Inuit Kinship and Naming Customs is an important collection of Inuit elder interviews about current naming and family traditions among the Inuit communities of Baffin Region, Nunavut. Four elders explain that Inuit do not call each other by their given names. Instead, they refer to each other using a system of kinship and family terms, known as tuq&urausiit (turk-thlo-raw-seet). Calling each other by kinship terms is a way to show respect and foster closeness within families. Children were named after their elders and ancestors, ensuring a long and healthy life.
A Children's Guide to Arctic Birds is a 32-page illustrated information book about 12 migratory and non-migratory Arctic birds. The 12 birds are: the Thick-Billed Murre, Arctic Tern, Red Phalarope, Common Eider, Long-Tailed Duck, Tundra Swan, Gyrfalcon, Snowy Owl, Common Raven, Rock Ptarmigan, Red-Throated Loon and Snow Bunting. In this appealing book, the author includes basic information about each bird including its length in metric measurement, feathers, colour, texture, habitat, food, bird's call, nest, eggs, and the bird's English and Inuktitut names.
Avati: Discovering Arctic Ecology presents the as a complex ecosystem that contains many thriving habitats, each supported by dozens of ecological relationships between plants and animals. The Arctic is not a barren, frigid landscape filled with only ice and snow. From the many animals that live and hunt at the floe edge to the hundreds of insects that abound on the summer tundra, this book gives a detailed bird's-eye view of the fascinating ways that animals, plants, and insects coexist in the Arctic ecosystem.
Stories of Survival and Revenge from Inuit Folklore is a young adult selection of traditional Inuit stories ideal for grades seven to ten. Published by Inhabit Media this 80-page book with comic book–inspired illustrations is ideal for the action-packed stories featuring Nuliajuk, the vengeful sea spirit; Kaugjagjuk, the mistreated orphan who seeks revenge; and the Nanurluk, an enormous polar bear 100 times the size of a regular bear. Each story has important lessons and each stresses we must remain human with clear spiritual qualities.
Tulugaq: An Oral History of Ravens is a collection of 69 stories, legends, and anecdotes collected over a 15-year period by northern journalist Kerry McCluskey. Released in 2013 this volume is organized into themes such as creation, myths and legends, trickster, scavenger, and doom and gloom. Each section contains numerous colour photographs, many taken by the author. The collector spoke to many Inuit elders and community members across the Arctic, including non-Aboriginal northerners. Names of the contributors are included at the back of the book.

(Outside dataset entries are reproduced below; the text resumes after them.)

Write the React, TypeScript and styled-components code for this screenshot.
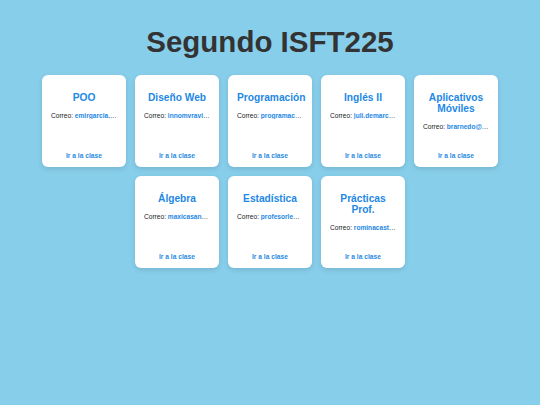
import React from "react"
import styled, { createGlobalStyle } from "styled-components"

type Course = {
  name: string
  email: string
}

const courses: Course[] = [
  { name: "POO", email: "emirgarcia.profe@gmail.com" },
  { name: "Diseño Web", email: "innomvravillalba@gmail.com" },
  { name: "Programación", email: "programacion225@gmail.com" },
  { name: "Inglés II", email: "juli.demarco@gmail.com" },
  { name: "Aplicativos Móviles", email: "brarnedo@gmail.com" },
  { name: "Álgebra", email: "maxicasanova@gmail.com" },
  { name: "Estadística", email: "profesorleandro@gmail.com" },
  { name: "Prácticas Prof.", email: "rominacastro@gmail.com" }
]

const GlobalStyle = createGlobalStyle`
  html, body {
    margin: 0;
    padding: 0;
    background: #87ceeb;
    font-family: "Liberation Sans", Arial, Helvetica, sans-serif;
  }
`

const Page = styled.div`
  min-height: 405px;
  padding-top: 25px;
  box-sizing: border-box;
`

const Heading = styled.h1`
  margin: 0 0 16px;
  text-align: center;
  font-size: 29.5px;
  font-weight: bold;
  color: #333;
`

const Grid = styled.div`
  max-width: 470px;
  margin: 0 auto;
  display: flex;
  flex-wrap: wrap;
  justify-content: center;
  gap: 9px;
`

const Card = styled.div`
  width: 84px;
  height: 92px;
  box-sizing: border-box;
  padding: 8px 9px;
  background: #fff;
  border-radius: 6px;
  box-shadow: 0 2px 5px rgba(0, 0, 0, 0.12);
  display: flex;
  flex-direction: column;
  text-align: center;
`

const Title = styled.h3`
  margin: 9px 0 9px;
  font-size: 10.2px;
  font-weight: bold;
  color: #1e88e5;
`

const Mail = styled.p`
  margin: 0;
  font-size: 6.6px;
  color: #222;
  white-space: nowrap;
  overflow: hidden;
  text-overflow: ellipsis;

  strong {
    color: #1e88e5;
  }
`

const ClassLink = styled.a`
  margin-top: auto;
  font-size: 6.7px;
  font-weight: bold;
  color: #2a8be2;
  text-decoration: none;
`

export default function App() {
  return (
    <Page>
      <GlobalStyle />
      <Heading>Segundo ISFT225</Heading>
      <Grid>
        {courses.map((c) => (
          <Card key={c.name}>
            <Title>{c.name}</Title>
            <Mail>
              Correo: <strong>{c.email}</strong>
            </Mail>
            <ClassLink href="#">Ir a la clase</ClassLink>
          </Card>
        ))}
      </Grid>
    </Page>
  )
}
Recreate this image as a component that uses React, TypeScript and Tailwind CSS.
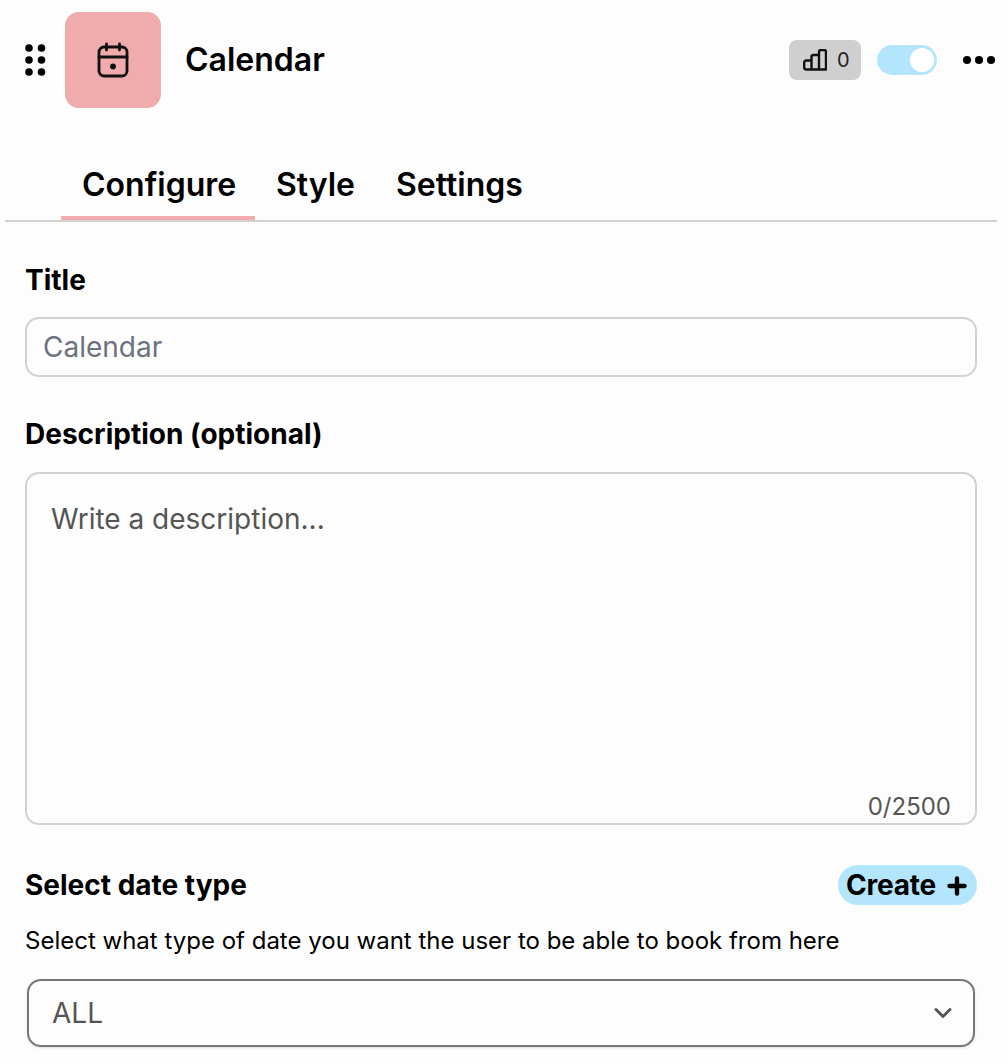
import { ChevronDown, Plus } from 'lucide-react';

function GripIcon() {
  return (
    <svg width="21" height="32" viewBox="0 0 21 32" fill="#000">
      <circle cx="4" cy="4" r="3.8" />
      <circle cx="16.5" cy="4" r="3.8" />
      <circle cx="4" cy="16" r="3.8" />
      <circle cx="16.5" cy="16" r="3.8" />
      <circle cx="4" cy="28" r="3.8" />
      <circle cx="16.5" cy="28" r="3.8" />
    </svg>
  );
}

function CalendarIcon() {
  return (
    <svg width="32" height="36" viewBox="0 0 32 36" fill="none" stroke="#111" strokeWidth="2.8" strokeLinecap="round" strokeLinejoin="round">
      <rect x="2" y="5" width="28" height="29" rx="5" />
      <path d="M2 15h28M9.500 2v6M22.500 2v6" />
      <circle cx="16" cy="24.500" r="2.900" fill="#111" stroke="none" />
    </svg>
  );
}

function BarsIcon() {
  return (
    <svg width="24" height="22" viewBox="0 0 24 22" fill="none" stroke="#111" strokeWidth="2.400" strokeLinejoin="round">
      <path d="M8.500 20.500H3a2 2 0 0 1-1.800-2v-5a2 2 0 0 1 2-2h5.300zM8.500 20.500V8a2 2 0 0 1 2-2h5.500v14.500zM16 20.500V3a2 2 0 0 1 2-2h3a2 2 0 0 1 2 2v17.500z" />
    </svg>
  );
}

function App() {
  return (
    <div className="min-h-screen w-[1008px] bg-[#fdfdfd] text-black font-['Inter',sans-serif]">
      <header className="flex items-center pt-3 pl-[25px] pr-[13px]">
        <GripIcon />
        <div className="ml-[19px] flex h-24 w-24 items-center justify-center rounded-[14px] bg-[#f0acac]">
          <CalendarIcon />
        </div>
        <h1 className="ml-6 text-[32px] font-semibold">Calendar</h1>
        <div className="ml-auto flex items-center">
          <div className="flex h-10 w-[72px] items-center gap-[10px] rounded-lg bg-[#cfcfcf] pl-[14px] text-xl">
            <BarsIcon />
            <span className="text-[#222]">0</span>
          </div>
          <div className="ml-4 flex h-[30px] w-[60px] items-center justify-end rounded-full bg-[#b3e6fd] pr-[3px]">
            <div className="h-6 w-6 rounded-full bg-white" />
          </div>
          <div className="ml-[26px] flex gap-1">
            <span className="h-2 w-2 rounded-full bg-black" />
            <span className="h-2 w-2 rounded-full bg-black" />
            <span className="h-2 w-2 rounded-full bg-black" />
          </div>
        </div>
      </header>

      <nav className="ml-[5px] mr-[11px] mt-[34px] flex border-b-2 border-[#d2d2d2] pl-14 text-[32px] font-semibold leading-[39px]">
        <button className="flex h-[78px] w-[194px] items-center border-b-4 border-[#f0acac] pl-[21px] pt-[10px]">Configure</button>
        <button className="flex h-[78px] items-center border-b-4 border-transparent pl-[21px] pt-[10px]">Style</button>
        <button className="flex h-[78px] items-center border-b-4 border-transparent pl-[41px] pt-[10px]">Settings</button>
      </nav>

      <main className="px-[25px] pr-[31px]">
        <label className="mt-[41px] block text-[28px] font-bold leading-[34px]">Title</label>
        <input
          readOnly
          placeholder="Calendar"
          className="mt-5 block h-[60px] w-full rounded-[14px] border-2 border-[#d2d2d2] bg-transparent px-4 text-[28px] outline-none placeholder:text-[#6b7280]"
        />

        <label className="mt-10 block text-[28px] font-bold leading-[34px]">Description (optional)</label>
        <div className="relative mt-[21px] h-[353px] rounded-[14px] border-2 border-[#d2d2d2] px-6 pt-[25px] text-[28px] leading-[40px] text-[#555]">
          Write a description...
          <span className="absolute bottom-px right-6 text-2xl leading-[30px]">0/2500</span>
        </div>

        <div className="mt-10 flex items-center justify-between">
          <span className="text-[28px] font-bold leading-[34px]">Select date type</span>
          <button className="flex h-10 w-[139px] items-center gap-2 rounded-[20px] bg-[#b3e6fd] pl-2 text-[28px] font-bold tracking-[-0.2px]">
            Create <Plus className="mt-0.5" size={26} strokeWidth={4} />
          </button>
        </div>
        <p className="mt-5 text-2xl leading-[32px]">Select what type of date you want the user to be able to book from here</p>
        <div className="mx-0.5 mt-[22px] flex h-[68px] items-center justify-between rounded-[14px] border-2 border-[#777] pl-[23px] pr-4 text-[28px] text-[#555] shadow-sm">
          ALL
          <ChevronDown size={28} strokeWidth={2.500} />
        </div>
      </main>
    </div>
  );
}

export default App;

Marine Mammals is a 16-page board book from Inhabit Media about 8 key Arctic mammals. Full-colour photographs of each mammal includes the bowhead whale, narwhal, beluga, harp seal, bearded seal, walrus, and ringed seal in each mammals own environment. Each animal has its name printed in English and Inuktitut syllabics, Inuktitut Roman orthography. This bilingual board book is an important resource for the preschool child.
Inuit Tools is a bilingual board book from Inhabit Junior series featuring 20 full-colour pages of Inuit technology. This unique Inuit counting book introduces new tools such as the ulu and the stone lamp to young children. Each tool has its name printed in English and Inuktitut syllabics, as well as Inuktitut Roman orthography. This bilingual board book is an important information and counting resource for the preschool child.

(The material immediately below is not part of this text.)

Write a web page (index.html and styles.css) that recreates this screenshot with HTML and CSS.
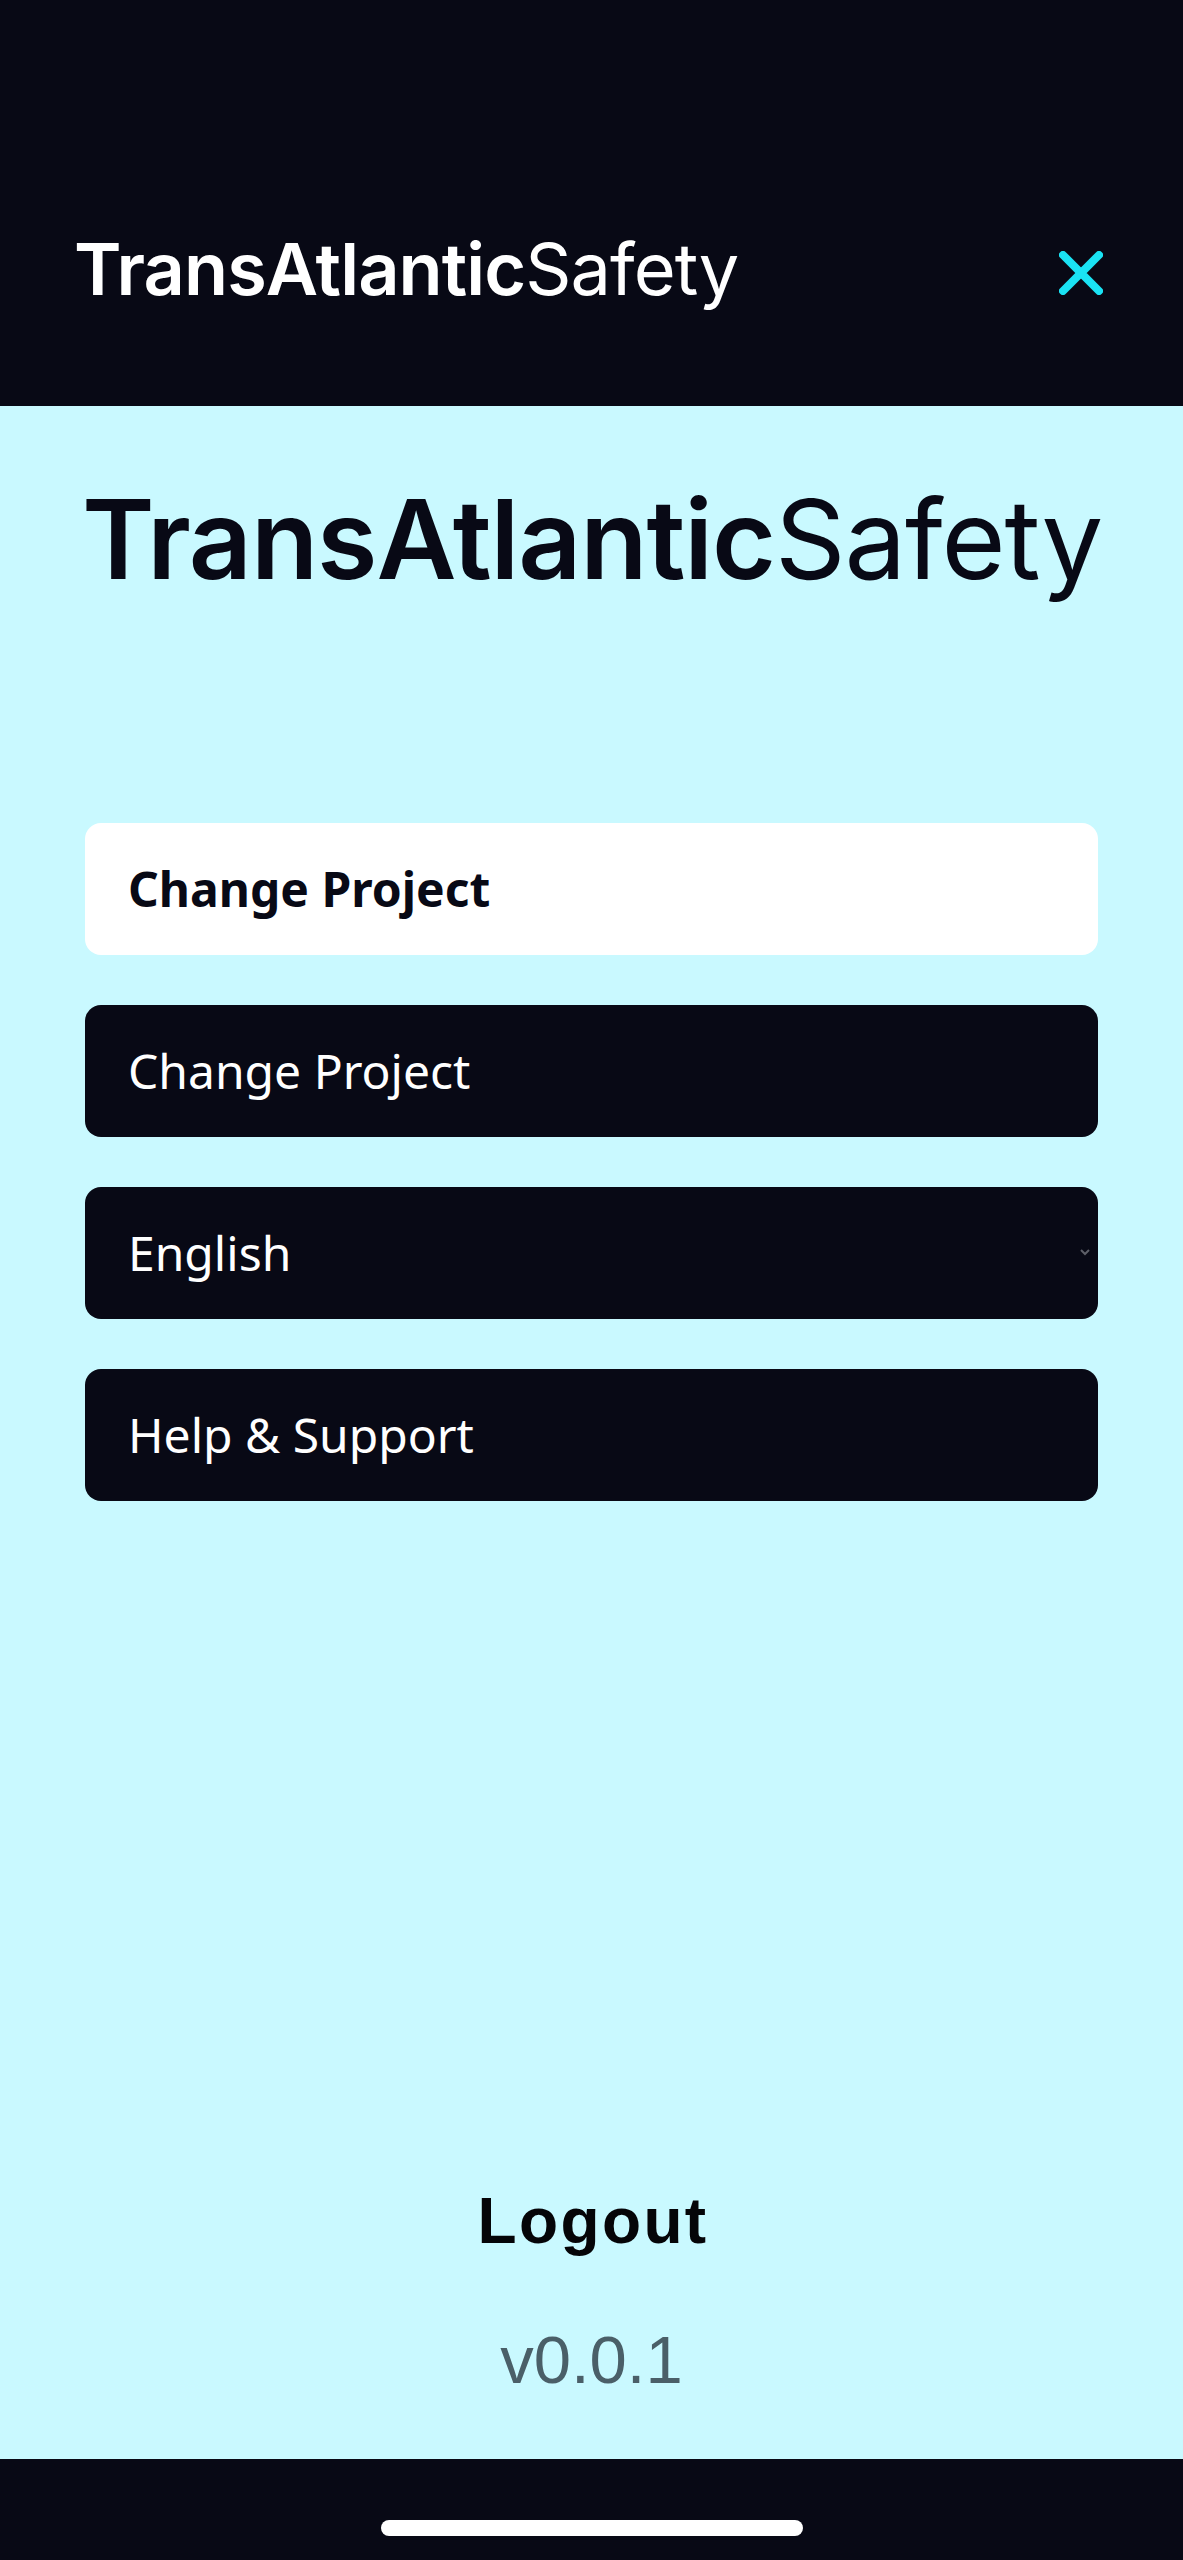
FILE: index.html
```html
<!DOCTYPE html>
<html lang="en">
<head>
    <meta charset="UTF-8">
    <title>TransAtlanticSafety</title>
    <link rel="stylesheet" href="styles.css">
</head>
<body>
<div class="page">
    <header class="topbar">
        <div class="logo logo-small">TransAtlantic<span class="logo-light">Safety</span></div>
        <button class="close" aria-label="Close">
            <svg width="44" height="44" viewBox="0 0 44 44"><path d="M4 4 L22 22 L40 4 M4 40 L22 22 L40 40" fill="none" stroke="#1ae3f4" stroke-width="8" stroke-linecap="round"/></svg>
        </button>
    </header>
    <main class="menu">
        <div class="logo logo-big">TransAtlantic<span class="logo-light">Safety</span></div>
        <ul class="list">
            <li class="item item-active">Change Project</li>
            <li class="item">Change Project</li>
            <li class="item item-select">
                <span>English</span>
                <svg width="10" height="7" viewBox="0 0 10 7"><path d="M1 1 L5 5 L9 1" fill="none" stroke="#5d5f68" stroke-width="2"/></svg>
            </li>
            <li class="item">Help &amp; Support</li>
        </ul>
        <a class="logout">Logout</a>
        <p class="version">v0.0.1</p>
    </main>
    <footer class="bottombar">
        <div class="home"></div>
    </footer>
</div>
</body>
</html>
```

FILE: styles.css
```css
*{
    margin: 0;
    padding: 0;
    box-sizing: border-box;
}
ul{
    list-style: none;
}
body{
    background: #c9f9ff;
}
.page{
    height: 2560px;
    display: flex;
    flex-direction: column;
}
.topbar{
    height: 406px;
    background: #080915;
    display: flex;
    justify-content: space-between;
    align-items: flex-start;
    padding: 226px 80px 0 74px;
}
.close{
    background: none;
    border: 0;
    margin-top: 25px;
    display: block;
}
.close svg{
    display: block;
}
.logo{
    font-family: Inter, sans-serif;
    font-weight: 600;
    white-space: nowrap;
}
.logo-light{
    font-weight: 400;
}
.logo-small{
    color: #fff;
    font-size: 72px;
    line-height: 86px;
    letter-spacing: -0.9px;
}
.logo-big{
    color: #080915;
    font-size: 110px;
    line-height: 132px;
    letter-spacing: -1.1px;
    margin-left: -3px;
}
.menu{
    flex: 1;
    display: flex;
    flex-direction: column;
    padding: 67px 85px 0;
}
.list{
    margin-top: 218px;
    display: flex;
    flex-direction: column;
    gap: 50px;
}
.item{
    height: 132px;
    background: #080915;
    color: #fff;
    border-radius: 16px;
    padding: 0 8px 2px 43px;
    font-family: "Noto Sans", sans-serif;
    font-size: 48px;
    display: flex;
    align-items: center;
    justify-content: space-between;
}
.item-active{
    background: #fff;
    color: #080915;
    font-weight: 700;
}
.logout{
    margin-top: auto;
    font-family: "Liberation Sans", sans-serif;
    font-weight: 700;
    font-size: 64px;
    letter-spacing: 2.4px;
    text-indent: 3px;
    line-height: 72px;
    color: #050508;
    text-align: center;
}
.version{
    margin-top: 66px;
    margin-bottom: 62px;
    font-family: "Liberation Sans", sans-serif;
    font-size: 67px;
    line-height: 74px;
    color: #4a5f68;
    text-align: center;
}
.bottombar{
    height: 101px;
    background: #080915;
    padding-top: 61px;
}
.home{
    width: 422px;
    height: 16px;
    margin-left: 381px;
    background: #fff;
    border-radius: 8px;
}
```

Arctic Animals is a 16-page board book from Inhabit Media Junior. Issued in 2015 this appealing early childhood book presents 8 animal full-colour photographs showing a polar bear, fox, caribou, bearded seal, lemming, eider duck, wolf and ptarmigan. Each animal has its name printed in English and Inuktitut syllabics, Inuktitut Roman orthography. This bilingual board book is an important resource for the preschool child.
Chroniques de l'Amautalik: Ogresse de la Mythologie Inuite is the French language edition of Inhabit Media's Stories of the Amautalik: fantastic beings from Inuit myths and legends first released in English in 2009. This French edition about the dreaded amautalik or ogress terrifies two Inuit communities, including five young but resourceful children. In this 44-page children's illustrated book these young adventurers are able to face one of the most frightening beings to roam the Arctic.
How to Build an Iglu and a Qamutiik is a detailed how-to guide for building the traditional Inuit home or igloo and the long sled or qamutiik. Inuk skilled craftsman Solomon Awa provides these illustrated instructions along with general background information on each item's construction and importance for survival in the Arctic regions. This bilingual book contains parallel Inuktitut (syllabics) and English in this 40-page informative title. In Inuktitut, the title is Igluvigaliurniq qamusiurnirlu. It was translated by translated by Saa Pitseolak and Louise Flaherty.